Задания с каждым днем усложнялись. Теперь Водопьянов со своим экипажем летал бомбить неприятельские объекты как ночью, так и днем. Днем сложнее — ты хорошо виден! Но Водопьянов превосходно пользовался облачными ширмами, скрывавшими самолет от наземной стрельбы. Зенитчикам гул был слышен, но куда стрелять — не разберешься. И вдруг какое-то время спустя самолет выныривал из облаков, сбрасывал на неприятеля бомбы и вновь скрывался, устремляясь ввысь…
…Фашисты уже далеко продвинулись по нашей территории. Ровно через месяц после начала войны с СССР их самолеты впервые отправились на Москву. Директива Гитлера № 33 от 19 июля 1941 года предписывала немедленное развертывание воздушного наступления на советскую столицу. Свыше 300 выделенных для этой цели новейших бомбардировщиков «Хейнкель-111» и «Юнкерс-88», ведомых немецкими асами в звании от майора и выше, прошедшими специальную подготовку в производстве ночных бомбардировок, расположились, ожидая команды, на аэродромах Восточной Пруссии, Польши, Белоруссии. На этих территориях были построены радиомаяки, с помощью которых подводились к цели самолеты наведения. За ними шли бомбардировщики.

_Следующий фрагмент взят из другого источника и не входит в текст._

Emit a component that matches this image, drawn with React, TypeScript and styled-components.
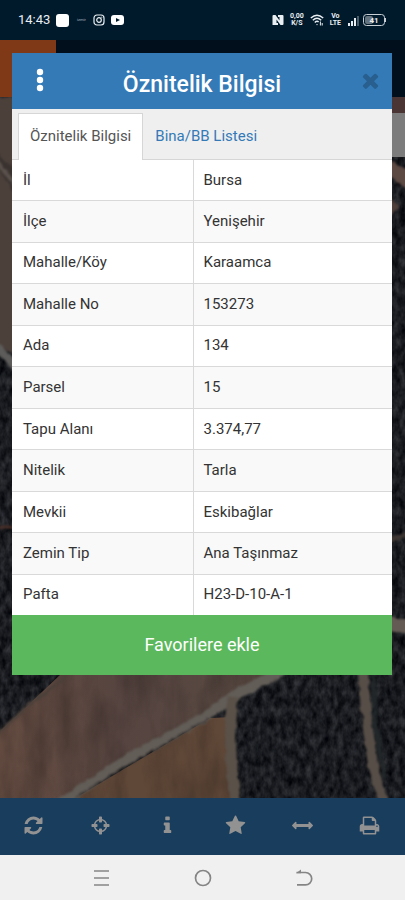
import React from "react";
import styled, { createGlobalStyle } from "styled-components";

const GlobalStyle = createGlobalStyle`
  *, *::before, *::after { box-sizing: border-box; }
  body { margin: 0; background: #001a2c; font-family: Roboto, "Noto Sans", sans-serif; }
  button { font-family: inherit; border: 0; padding: 0; background: none; cursor: pointer; }
`;

const Page = styled.div`
  display: flex;
  flex-direction: column;
  min-height: 100vh;
`;

const StatusBar = styled.div`
  display: flex;
  align-items: center;
  justify-content: space-between;
  height: 40px;
  padding: 0 18px;
  background: #001a2c;
  color: #e9eef2;
`;

const StatusGroup = styled.div`
  display: flex;
  align-items: center;
  gap: 6px;
`;

const Clock = styled.span`
  font-size: 13px;
  line-height: 16px;
`;

const AppBadge = styled.span`
  width: 13px;
  height: 13px;
  border-radius: 3px;
  background: #fff;
`;

const TinyLabel = styled.span`
  width: 12px;
  font-size: 4px;
  line-height: 8px;
  text-align: center;
  color: #aab4bc;
`;

const StackedLabel = styled.span`
  display: flex;
  flex-direction: column;
  align-items: center;
  font-size: 7px;
  line-height: 7px;
  font-weight: 700;
`;

const AppArea = styled.div`
  position: relative;
  flex: 1;
  display: flex;
  flex-direction: column;
`;

const AppHeader = styled.header`
  height: 57px;
  background: #000f1b;
`;

const MenuTile = styled.div`
  width: 56px;
  height: 100%;
  background: #803916;
`;

const MapArea = styled.main`
  position: relative;
  flex: 1;
  min-height: 600px;
  overflow: hidden;
  background: #1b1d21;
`;

const MapDrawing = styled.svg`
  position: absolute;
  inset: 0;
  width: 100%;
  height: 100%;
`;

const SearchPanel = styled.div`
  position: absolute;
  top: 16px;
  right: 0;
  width: 40px;
  height: 44px;
  background: #7c7c7c;
`;

const Toolbar = styled.nav`
  display: grid;
  grid-template-columns: repeat(6, 1fr);
  height: 57px;
  padding: 0 2px 2px 0;
  background: #193d5c;
`;

const ToolButton = styled.button`
  display: flex;
  align-items: center;
  justify-content: center;
  color: #929292;
`;

const NavBar = styled.nav`
  display: flex;
  align-items: center;
  justify-content: center;
  gap: 79px;
  height: 45px;
  background: #f0f0f0;
`;

const NavButton = styled.button`
  display: flex;
  width: 22px;
  height: 22px;
  color: #858585;
`;

const Overlay = styled.div`
  position: absolute;
  top: 0;
  left: 0;
  right: 0;
  padding: 13px 13px 0 12px;
`;

const Dialog = styled.section`
  display: flex;
  flex-direction: column;
  background: #fff;
`;

const DialogHeader = styled.header`
  display: grid;
  grid-template-columns: 30px 1fr 30px;
  align-items: center;
  height: 56px;
  padding: 0 7px 2px 13px;
  background: #337ab7;
`;

const Title = styled.h1`
  margin: 0;
  padding: 10px 6px 0 0;
  font-size: 23px;
  line-height: 28px;
  font-weight: 500;
  text-align: center;
  color: #fff;
`;

const HeaderButton = styled.button<{ $color: string }>`
  display: flex;
  align-items: center;
  justify-content: center;
  height: 30px;
  color: ${(p) => p.$color};
`;

const Tabs = styled.div`
  display: flex;
  align-items: flex-end;
  height: 51px;
  padding-left: 6px;
  background: #efefef;
  border-bottom: 1px solid #d6d6d6;
`;

const Tab = styled.button<{ $active?: boolean }>`
  height: 47px;
  padding: 0 11px 2px;
  margin-bottom: -1px;
  font-size: 15px;
  line-height: 20px;
  color: ${(p) => (p.$active ? "#555" : "#337ab7")};
  background: ${(p) => (p.$active ? "#fff" : "transparent")};
  border: 1px solid ${(p) => (p.$active ? "#d6d6d6" : "transparent")};
  border-bottom: 0;
`;

const Table = styled.table`
  width: 100%;
  height: 455px;
  table-layout: fixed;
  border-collapse: collapse;
  font-size: 15px;
  line-height: 20px;
  color: #333;
`;

const Row = styled.tr`
  &:nth-child(even) { background: #f9f9f9; }
  & + & { border-top: 1px solid #d9d9d9; }
`;

const Label = styled.th`
  width: 181px;
  padding: 0 11px 1px;
  font-weight: 400;
  text-align: left;
`;

const Value = styled.td`
  padding: 0 10px 1px;
  border-left: 1px solid #d9d9d9;
`;

const FavoriteButton = styled.button`
  height: 60px;
  font-size: 18px;
  line-height: 24px;
  color: #fff;
  background: #5cb85c;
`;

const rows: [string, string][] = [
  ["İl", "Bursa"],
  ["İlçe", "Yenişehir"],
  ["Mahalle/Köy", "Karaamca"],
  ["Mahalle No", "153273"],
  ["Ada", "134"],
  ["Parsel", "15"],
  ["Tapu Alanı", "3.374,77"],
  ["Nitelik", "Tarla"],
  ["Mevkii", "Eskibağlar"],
  ["Zemin Tip", "Ana Taşınmaz"],
  ["Pafta", "H23-D-10-A-1"],
];

const icons = {
  refresh:
    "M1639 1056q0 5-1 7-64 268-268 434.5t-478 166.5q-146 0-282.5-55t-243.5-157l-129 129q-19 19-45 19t-45-19-19-45v-448q0-26 19-45t45-19h448q26 0 45 19t19 45-19 45l-137 137q71 66 161 102t187 36q134 0 250-65t186-179q11-17 53-117 8-23 30-23h192q13 0 22.5 9.5t9.5 22.5zm25-800v448q0 26-19 45t-45 19h-448q-26 0-45-19t-19-45 19-45l138-138q-148-137-349-137-134 0-250 65t-186 179q-11 17-53 117-8 23-30 23h-199q-13 0-22.5-9.5t-9.5-22.5v-7q65-268 270-434.5t480-166.5q146 0 284 55.5t245 156.5l130-129q19-19 45-19t45 19 19 45z",
  crosshairs:
    "M1325 1024h-109q-26 0-45-19t-19-45v-128q0-26 19-45t45-19h109q-32-108-112.5-188.5t-188.5-112.5v109q0 26-19 45t-45 19h-128q-26 0-45-19t-19-45v-109q-108 32-188.5 112.5t-112.5 188.5h109q26 0 45 19t19 45v128q0 26-19 45t-45 19h-109q32 108 112.5 188.5t188.5 112.5v-109q0-26 19-45t45-19h128q26 0 45 19t19 45v109q108-32 188.5-112.5t112.5-188.5zm339-192v128q0 26-19 45t-45 19h-143q-37 161-154.5 278.5t-278.5 154.5v143q0 26-19 45t-45 19h-128q-26 0-45-19t-19-45v-143q-161-37-278.5-154.5t-154.5-278.5h-143q-26 0-45-19t-19-45v-128q0-26 19-45t45-19h143q37-161 154.5-278.5t278.5-154.5v-143q0-26 19-45t45-19h128q26 0 45 19t19 45v143q161 37 278.5 154.5t154.5 278.5h143q26 0 45 19t19 45z",
  info: "M1216 1344v128q0 26-19 45t-45 19h-512q-26 0-45-19t-19-45v-128q0-26 19-45t45-19h64v-384h-64q-26 0-45-19t-19-45v-128q0-26 19-45t45-19h384q26 0 45 19t19 45v576h64q26 0 45 19t19 45zm-128-1152v192q0 26-19 45t-45 19h-256q-26 0-45-19t-19-45v-192q0-26 19-45t45-19h256q26 0 45 19t19 45z",
  star: "M1728 647q0 22-26 48l-363 354 86 500q1 7 1 20 0 21-10.5 35.5t-30.5 14.5q-19 0-40-12l-449-236-449 236q-22 12-40 12-21 0-31.5-14.5t-10.5-35.5q0-6 2-20l86-500-364-354q-25-27-25-48 0-37 56-46l502-73 225-455q19-41 49-41t49 41l225 455 502 73q56 9 56 46z",
  arrows:
    "M1792 896q0 26-19 45l-256 256q-19 19-45 19t-45-19-19-45v-128h-1024v128q0 26-19 45t-45 19-45-19l-256-256q-19-19-19-45t19-45l256-256q19-19 45-19t45 19 19 45v128h1024v-128q0-26 19-45t45-19 45 19l256 256q19 19 19 45z",
  print:
    "M448 1536h896v-256h-896v256zm0-640h896v-384h-160q-40 0-68-28t-28-68v-160h-640v640zm1152 64q0-26-19-45t-45-19-45 19-19 45 19 45 45 19 45-19 19-45zm128 0v416q0 13-9.5 22.5t-22.5 9.5h-224v160q0 40-28 68t-68 28h-960q-40 0-68-28t-28-68v-160h-224q-13 0-22.5-9.5t-9.5-22.5v-416q0-79 56.5-135.5t135.5-56.5h64v-544q0-40 28-68t68-28h672q40 0 88 20t76 48l152 152q28 28 48 76t20 88v256h64q79 0 135.5 56.5t56.5 135.5z",
  times:
    "M1490 1322q0 40-28 68l-136 136q-28 28-68 28t-68-28l-294-294-294 294q-28 28-68 28t-68-28l-136-136q-28-28-28-68t28-68l294-294-294-294q-28-28-28-68t28-68l136-136q28-28 68-28t68 28l294 294 294-294q28-28 68-28t68 28l136 136q28 28 28 68t-28 68l-294 294 294 294q28 28 28 68z",
};

const Icon = ({ name, size = 21 }: { name: keyof typeof icons; size?: number }) => (
  <svg width={size} height={size} viewBox="0 0 1792 1792" fill="currentColor" aria-hidden="true">
    <path d={icons[name]} />
  </svg>
);

const tools: { name: keyof typeof icons; label: string }[] = [
  { name: "refresh", label: "Yenile" },
  { name: "crosshairs", label: "Konum" },
  { name: "info", label: "Bilgi" },
  { name: "star", label: "Favoriler" },
  { name: "arrows", label: "Ölçüm" },
  { name: "print", label: "Yazdır" },
];

const Satellite = () => (
  <MapDrawing viewBox="0 0 405 701" preserveAspectRatio="xMidYMax slice" aria-hidden="true">
    <defs>
      <filter id="trees" x="0" y="0" width="100%" height="100%" colorInterpolationFilters="sRGB">
        <feTurbulence type="fractalNoise" baseFrequency="0.16 0.1" numOctaves="3" seed="8" />
        <feColorMatrix values="0.26 0 0 0 -0.03  0.26 0 0 0 -0.022  0.26 0 0 0 -0.004  0 0 0 0 1" />
        <feComposite in2="SourceGraphic" operator="in" />
      </filter>
      <filter id="soil" x="0" y="0" width="100%" height="100%" colorInterpolationFilters="sRGB">
        <feTurbulence type="fractalNoise" baseFrequency="0.04 0.015" numOctaves="4" seed="4" result="n" />
        <feColorMatrix in="n" values="0 0 0 0 0.14  0 0 0 0 0.11  0 0 0 0 0.1  0.7 0 0 0 -0.25" />
        <feComposite in2="SourceGraphic" operator="in" result="shade" />
        <feMerge>
          <feMergeNode in="SourceGraphic" />
          <feMergeNode in="shade" />
        </feMerge>
      </filter>
      <filter
        id="rough"
        filterUnits="userSpaceOnUse"
        x="-10"
        y="-10"
        width="425"
        height="721"
        colorInterpolationFilters="sRGB"
      >
        <feTurbulence type="fractalNoise" baseFrequency="0.12" numOctaves="2" seed="2" />
        <feDisplacementMap in="SourceGraphic" scale="5" xChannelSelector="R" yChannelSelector="G" />
        <feGaussianBlur stdDeviation="0.8" />
      </filter>
      <linearGradient id="field" x1="0" y1="0" x2="1" y2="0">
        <stop offset="0" stopColor="#664d42" />
        <stop offset="0.45" stopColor="#564440" />
        <stop offset="1" stopColor="#594a42" />
      </linearGradient>
    </defs>
    <rect width="405" height="701" filter="url(#trees)" />
    <g filter="url(#rough)">
      <path d="M-8 0H22V262L-8 245Z" fill="#4c403b" />
      <path d="M-8 50L22 80V108L-8 62Z" fill="#39322f" />
      <path d="M-8 58L20 94" stroke="#5b524d" strokeWidth="4" />
      <path d="M-8 246L22 275" stroke="#5d5c5a" strokeWidth="8" />
      <path d="M-8 430H20" stroke="#4a302a" strokeWidth="3" />
      <path d="M390 -3H412V18H390Z" fill="#4a3534" />
      <path d="M386 62L412 75V96L386 78Z" fill="#5c4943" />
      <path d="M386 92L399 110L386 125Z" fill="#4f3f3a" />
      <path d="M386 444L412 436" stroke="#3c3532" strokeWidth="6" />
      <path d="M386 526L412 531" stroke="#655b55" strokeWidth="15" />
    </g>
    <g filter="url(#soil)">
      <path d="M60 578L24 612L0 634V701H65L270 578Z" fill="url(#field)" />
      <path d="M75 701L210 621L232 620L236 701Z" fill="#604838" />
    </g>
    <path d="M68 578L42 598L20 616L-4 638" fill="none" stroke="#4b403a" strokeWidth="3" filter="url(#rough)" />
    <g fill="none" filter="url(#rough)">
      <path d="M58 708L120 667L203 621L235 598L282 574" stroke="#625d57" strokeWidth="10" />
      <path d="M75 700L135 664L208 622" stroke="#302a28" strokeWidth="1" />
      <path d="M233 600Q227 645 236 710" stroke="#5a5149" strokeWidth="11" />
      <path d="M363 574L367 625L374 675L385 708" stroke="#574e48" strokeWidth="10" />
      <path d="M373 576L375 625L384 680" stroke="#22282a" strokeWidth="4" />
    </g>
  </MapDrawing>
);

export default function App() {
  return (
    <Page>
      <GlobalStyle />
      <StatusBar>
        <StatusGroup>
          <Clock>14:43</Clock>
          <AppBadge />
          <TinyLabel>izmir</TinyLabel>
          <svg width="12" height="12" viewBox="0 0 12 12" fill="none" stroke="currentColor">
            <rect x="1" y="1" width="10" height="10" rx="3" strokeWidth="1.2" />
            <circle cx="6" cy="6" r="2.3" strokeWidth="1.2" />
            <circle cx="8.8" cy="3.2" r="0.4" strokeWidth="0.5" />
          </svg>
          <svg width="13" height="10" viewBox="0 0 13 10">
            <rect width="13" height="10" rx="3" fill="#fff" />
            <path d="M5 3L9 5L5 7Z" fill="#001a2c" />
          </svg>
        </StatusGroup>
        <StatusGroup>
          <svg width="12" height="12" viewBox="0 0 12 12">
            <path
              d="M.5 11V2Q.5 1 1.500 1H3.500L7.500 6.500V3H6V1H10.500Q11.500 1 11.500 2V10Q11.500 11 10.500 11H8.500L4.500 5.500V9H6V11Z"
              fill="currentColor"
            />
          </svg>
          <StackedLabel>
            <span>0,00</span>
            <span>K/S</span>
          </StackedLabel>
          <svg width="14" height="12" viewBox="0 0 14 12" fill="none" stroke="currentColor" strokeWidth="1.4">
            <path d="M.8 4Q7-1.6 13.2 4M2.8 6.3Q7 2.3 11.2 6.3M4.8 8.5Q7 6.4 8.6 8" />
            <circle cx="7" cy="10.6" r="0.7" fill="currentColor" stroke="none" />
            <path d="M10.4 7.5V11.5M12.2 9V11.5" strokeWidth="1" />
          </svg>
          <StackedLabel>
            <span>Vo</span>
            <span>LTE</span>
          </StackedLabel>
          <svg width="40" height="14" viewBox="0 0 40 14">
            <g fill="currentColor">
              <rect x="1" y="10" width="2" height="3" />
              <rect x="4" y="8" width="2" height="5" />
              <rect x="7" y="5" width="2" height="8" />
            </g>
            <rect x="10" y="3" width="2" height="10" fill="#4b5c69" />
            <rect x="16.5" y="1.5" width="21" height="11" rx="3" fill="none" stroke="#c8d0d6" />
            <rect x="18" y="3" width="8" height="8" rx="2" fill="#65747f" />
            <rect x="38" y="5" width="1" height="4" fill="#c8d0d6" />
            <text x="27" y="10" fontSize="8" fontWeight="700" textAnchor="middle" fill="#e9eef2">
              41
            </text>
          </svg>
        </StatusGroup>
      </StatusBar>

      <AppArea>
        <AppHeader>
          <MenuTile />
        </AppHeader>
        <MapArea>
          <Satellite />
          <SearchPanel />
        </MapArea>
        <Toolbar aria-label="Harita araçları">
          {tools.map((t) => (
            <ToolButton key={t.name} type="button" aria-label={t.label}>
              <Icon name={t.name} />
            </ToolButton>
          ))}
        </Toolbar>

        <Overlay>
          <Dialog role="dialog" aria-labelledby="dialog-title">
            <DialogHeader>
              <HeaderButton type="button" aria-label="Menü" $color="#fff">
                <svg width="8" height="24" viewBox="0 0 8 24" fill="currentColor">
                  <circle cx="4" cy="4" r="3.2" />
                  <circle cx="4" cy="12" r="3.2" />
                  <circle cx="4" cy="20" r="3.2" />
                </svg>
              </HeaderButton>
              <Title id="dialog-title">Öznitelik Bilgisi</Title>
              <HeaderButton type="button" aria-label="Kapat" $color="#285f8f">
                <Icon name="times" size={23} />
              </HeaderButton>
            </DialogHeader>
            <Tabs role="tablist">
              <Tab type="button" role="tab" aria-selected="true" $active>
                Öznitelik Bilgisi
              </Tab>
              <Tab type="button" role="tab" aria-selected="false">
                Bina/BB Listesi
              </Tab>
            </Tabs>
            <Table>
              <tbody>
                {rows.map(([label, value]) => (
                  <Row key={label}>
                    <Label scope="row">{label}</Label>
                    <Value>{value}</Value>
                  </Row>
                ))}
              </tbody>
            </Table>
            <FavoriteButton type="button">Favorilere ekle</FavoriteButton>
          </Dialog>
        </Overlay>
      </AppArea>

      <NavBar aria-label="Sistem">
        <NavButton type="button" aria-label="Son uygulamalar">
          <svg width="22" height="22" viewBox="0 0 22 22" fill="none" stroke="currentColor" strokeWidth="1.7">
            <path d="M3 4H18M3 11H18M3 18H18" />
          </svg>
        </NavButton>
        <NavButton type="button" aria-label="Ana ekran">
          <svg width="22" height="22" viewBox="0 0 22 22" fill="none" stroke="currentColor" strokeWidth="1.7">
            <circle cx="11" cy="11" r="7.5" />
          </svg>
        </NavButton>
        <NavButton type="button" aria-label="Geri">
          <svg width="22" height="22" viewBox="0 0 22 22" fill="none" stroke="currentColor" strokeWidth="1.7">
            <path d="M3.500 5.500H12.500A6.200 6.200 0 0 1 12.500 17.900H4" />
            <path d="M3 6.300L8 2.500V6.300Z" fill="currentColor" stroke="none" />
          </svg>
        </NavButton>
      </NavBar>
    </Page>
  );
}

Первый налет на Москву фашистские самолеты совершили в ночь с 21 на 22 июля 1941 года. Бомбардировочные эскадры стартовали четырьмя эшелонами с интервалом в полчаса с аэродромов в Кенигсберге, Радоме, Бобруйске и Борисове и вышли к Москве через Минск — Оршу — Смоленск. Из 220 принимавших участие в первом полете немецких самолетов было сбито 22, остальным почти полностью был прегражден путь зенитной артиллерией и ночной истребительной авиацией. Лишь несколько фашистских бомбардировщиков прорвались к Москве. В дальнейшем на Москву летали меньшими силами, но в течение всей ночи. Это делалось для создания напряженности у населения и для дезорганизации работы предприятий и учреждений.